October is a month that speaks of life, in all its forms.
It’s a time when nature changes, colors deepen, and the rhythm slows, inviting awareness.
But it’s also a month when the communication of care takes center stage: messages of prevention, health, and support intertwine, placing people and their stories at the heart.
October is the month of the pink ribbon, of nurturing motherhood, of the care that accompanies even the most fragile moments.
It’s the time when the language of health becomes storytelling, and communication turns into a tool of connection.
Because communicating care doesn’t just mean sharing information or data, it means giving value to words, turning them into instruments of closeness, trust, and understanding.
Words can build or divide, support or wound.
For communicators, choosing words consciously is an act of responsibility, and also the most authentic form of care.
Communicating prevention: the value of the pink ribbon
World Breast Cancer Awareness Day reminds us every year that prevention saves lives, but also that words can heal.
Behind every campaign, behind every pink ribbon, are faces and stories: women who have known fear, who have found courage, who have learned to be reborn.
Communicating prevention means telling these stories with respect, without pity and without sensationalism.

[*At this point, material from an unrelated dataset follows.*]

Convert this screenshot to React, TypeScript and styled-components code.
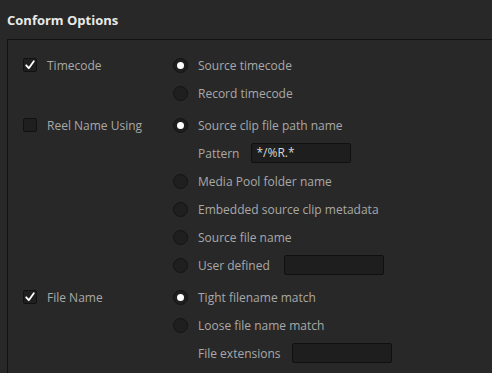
import React from "react";
import styled, { createGlobalStyle } from "styled-components";

const Global = createGlobalStyle`
	html, body {
		margin: 0;
		padding: 0;
		background: #282828;
		width: 492px;
		height: 373px;
		overflow: hidden;
	}
	body {
		font-family: "Open Sans", "Noto Sans", sans-serif;
	}
`;

const Page = styled.div`
	padding: 0 0 0 7px;
`;

const Title = styled.div`
	height: 39px;
	box-sizing: border-box;
	padding-top: 11px;
	font-size: 13px;
	font-weight: 700;
	color: #e8e8e8;
	line-height: 18px;
`;

const Panel = styled.div`
	border-top: 1px solid #121212;
	border-left: 1px solid #121212;
	padding: 11px 0 0 15px;
	height: 334px;
	box-sizing: border-box;
	overflow: hidden;
`;

const Group = styled.div`
	display: grid;
	grid-template-columns: 150px 1fr;
	margin-bottom: 4px;
`;

const Col = styled.div`
	display: flex;
	flex-direction: column;
`;

const Row = styled.div<{ $indent?: boolean }>`
	height: 28px;
	display: flex;
	align-items: center;
	padding-left: ${(p) => (p.$indent ? "25px" : "0")};
`;

const Label = styled.span`
	font-size: 12px;
	color: #a8a8a8;
	white-space: nowrap;
`;

const Box = styled.span`
	width: 14px;
	height: 14px;
	box-sizing: border-box;
	border: 1px solid #111;
	border-radius: 2px;
	background: #1f1f1f;
	margin-right: 10px;
	display: flex;
	align-items: center;
	justify-content: center;
`;

const Radio = styled.span<{ $on?: boolean }>`
	width: 15px;
	height: 15px;
	box-sizing: border-box;
	border-radius: 50%;
	border: 1px solid #141414;
	background: #1f1f1f;
	margin-right: 10px;
	display: flex;
	align-items: center;
	justify-content: center;
	&::after {
		content: "";
		display: ${(p) => (p.$on ? "block" : "none")};
		width: 7px;
		height: 7px;
		border-radius: 50%;
		background: #fff;
	}
`;

const Field = styled.div<{ $w: number; $gap: number }>`
	width: ${(p) => p.$w}px;
	height: 20px;
	box-sizing: border-box;
	margin-left: ${(p) => p.$gap}px;
	border: 1px solid #101010;
	border-radius: 2px;
	background: #1e1e1e;
	font-size: 12px;
	color: #d8d8d8;
	line-height: 18px;
	padding-left: 4px;
`;

const Check = ({ on }: { on: boolean }) => (
	<Box>
		{on && (
			<svg width="12" height="12" viewBox="0 0 12 12">
				<path
					d="M2.2 6.3 L4.8 9.2 L9.8 2.2"
					fill="none"
					stroke="#fff"
					strokeWidth="1.8"
					strokeLinecap="round"
					strokeLinejoin="round"
				/>
			</svg>
		)}
	</Box>
);

const Option = ({ on, label }: { on?: boolean; label: string }) => (
	<Row>
		<Radio $on={on} />
		<Label>{label}</Label>
	</Row>
);

export default function App() {
	return (
		<Page>
			<Global />
			<Title>Conform Options</Title>
			<Panel>
				<Group>
					<Col>
						<Row>
							<Check on />
							<Label>Timecode</Label>
						</Row>
					</Col>
					<Col>
						<Option on label="Source timecode" />
						<Option label="Record timecode" />
					</Col>
				</Group>
				<Group>
					<Col>
						<Row>
							<Check on={false} />
							<Label>Reel Name Using</Label>
						</Row>
					</Col>
					<Col>
						<Option on label="Source clip file path name" />
						<Row $indent>
							<Label>Pattern</Label>
							<Field $w={100} $gap={12}>
								*/%R.*
							</Field>
						</Row>
						<Option label="Media Pool folder name" />
						<Option label="Embedded source clip metadata" />
						<Option label="Source file name" />
						<Row>
							<Radio />
							<Label>User defined</Label>
							<Field $w={100} $gap={14} />
						</Row>
					</Col>
				</Group>
				<Group>
					<Col>
						<Row>
							<Check on />
							<Label>File Name</Label>
						</Row>
					</Col>
					<Col>
						<Option on label="Tight filename match" />
						<Option label="Loose file name match" />
						<Row $indent>
							<Label>File extensions</Label>
							<Field $w={100} $gap={11} />
						</Row>
					</Col>
				</Group>
			</Panel>
		</Page>
	);
}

Words must support, not frighten; enlighten, not trivialize.
Prevention, in fact, begins here too: with empathetic communication capable of sparking trust, creating closeness, and making science human.
Every message, if chosen with care, can become a small spark of awareness that saves.

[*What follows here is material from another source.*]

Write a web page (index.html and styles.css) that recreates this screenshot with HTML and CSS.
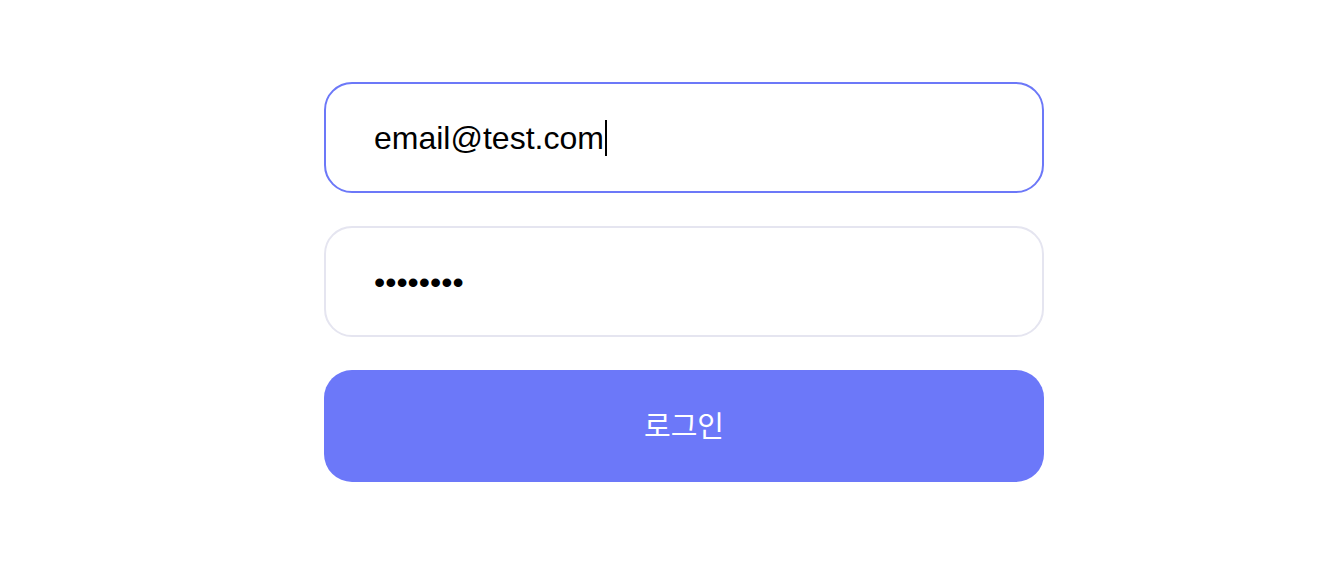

Breastfeeding: the language of nourishment
During World Breastfeeding Week, the focus shifts to another kind of care, one that nourishes, welcomes, and connects.
Breastfeeding is an ancient and powerful gesture, yet also deeply personal, intimate, unique.
Communicating about breastfeeding today means talking about freedom of choice, mutual support, inclusion.
It means telling not only the physical act of feeding, but the symbolic value of a growing relationship, made of glances, pauses, and shared silences.
Words, in this context, carry great weight: they can welcome or exclude, encourage or hurt.
Telling the story of breastfeeding with gentleness, avoiding judgment, means respecting the diversity of experiences and paths.
Because every mother, every child, every family has the right to feel seen, heard, and understood.
Hospice and palliative care: the dignity of words
October also hosts World Hospice and Palliative Care Day, a moment to reflect on the value of accompaniment, presence, and human limitation.
Speaking of the end of life is not easy, but it is necessary.
It’s a terrain where language becomes fragile, where every word carries weight, where silence can speak louder than a thousand sentences.
In this context, words become linguistic caresses, tools to restore dignity and humanity even when healing is no longer possible.
Communicating care in hospice means recognizing that relationship, listening, and presence are forms of medicine.
It means saying, with tenderness and sincerity: You are not alone. I am here with you.
Communication as an act of care
As a communication agency, we believe that words can heal.
Every message we craft, every campaign we tell, is an opportunity to convey respect, empathy, and awareness.
When communication meets health, it takes on a greater responsibility: not to wound, not to reduce, not to sensationalize fragility.
It means restoring value to truth, to balance, to listening.
Communicating care means choosing words that protect life, in all its shades.
It means remembering that behind every message there is a person, with their own story, fears, and hopes.
October reminds us that sometimes the most powerful communication is the one that knows how to pause, to listen, and to say: I see you. I’m here. I understand you.